Integrated & automatic Agent Failover from one site to another (backup-) site

6 votes

Hello,
in a distributed setting it is currently the case that if a site fails, all the agents attached to it simply disappear in the master gui. There is no built-in way that in this case the agents are automatically migrated to another site. You can write your own script, which does this, but such scripts sometimes run for hours, if you have e.g. 1000 hosts on one site. This is due to the fact that each agent must be discovered again. I would like to see an integrated agent failover solution, where an agent is automatically moved to another site (ideally without the need for rediscovery). The backup site should be definable, possibly via a dropdown field in the host config. If the failed site comes back online at a later time, it should be possible to switch back manually or automatically (selectable).

As an enterprise customer, I would expect such a feature in the enterprise version of checkmk, as I know it from other monitoring tools (e.g. IBM Tivoli Monitoring).

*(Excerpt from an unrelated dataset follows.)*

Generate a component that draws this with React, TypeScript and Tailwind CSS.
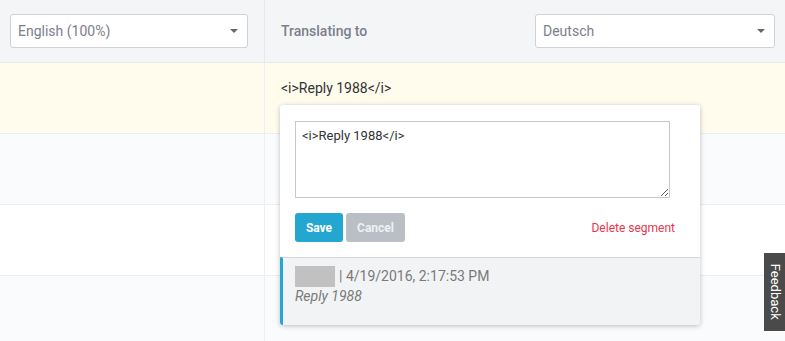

Under consideration Site management Suggested by: Christian Friedrich (28 Apr, '23) • Upvoted: 08 May, '23 • Comments: 3

Comments: 3

01 May, '23
Thomas Lippert Admin
Christian, what should happen with the data (state, RRD, ACK/Downtimes), which is stored on the primary Checkmk site before the failover. As the Checkmk site is down, it cannot be accessed. And what should happen, once the original site reappears.
02 May, '23
Christian Friedrich
Hi Thomas,
What should happen when the original site is back online, I already mentioned: "If the failed site comes back online at a later time, it should be possible to switch back manually or automatically (selectable). "
What should happen with RRD data, etc. is more or less exactly the question. But there are already other feature requests asking for a solution to the issue of agent data in the distributed setting. Maybe both things can be combined with one another. And how do you do that with your appliance, it seems to work there?Since hundreds of agents are often affected in the event of a site outage, spontaneously copying the agent data would not be a solution; it would probably take too long. But this could perhaps be discussed in an open session at the conference. Many greetings
15 May, '23
Thomas Lippert Admin
Hi Christian,

The behavior you describe is currently achieved by the appliance. If the site is failing a failover happens to the mirrored site. During normal operation, already all data is cloned to the failover site
I see some risks to do the failover on the agent side. E.g. in case of a network outage, it appears to the agent, that the site is gone, while the site is happily humming along. A failover in such case can create chaos. How should a site recognize any network issues, especially once you implement the agent in push mode.

FYI: The push agent stores all data packages for 10 minutes, so minor outages in the connection can be recovered without data loss

Thomas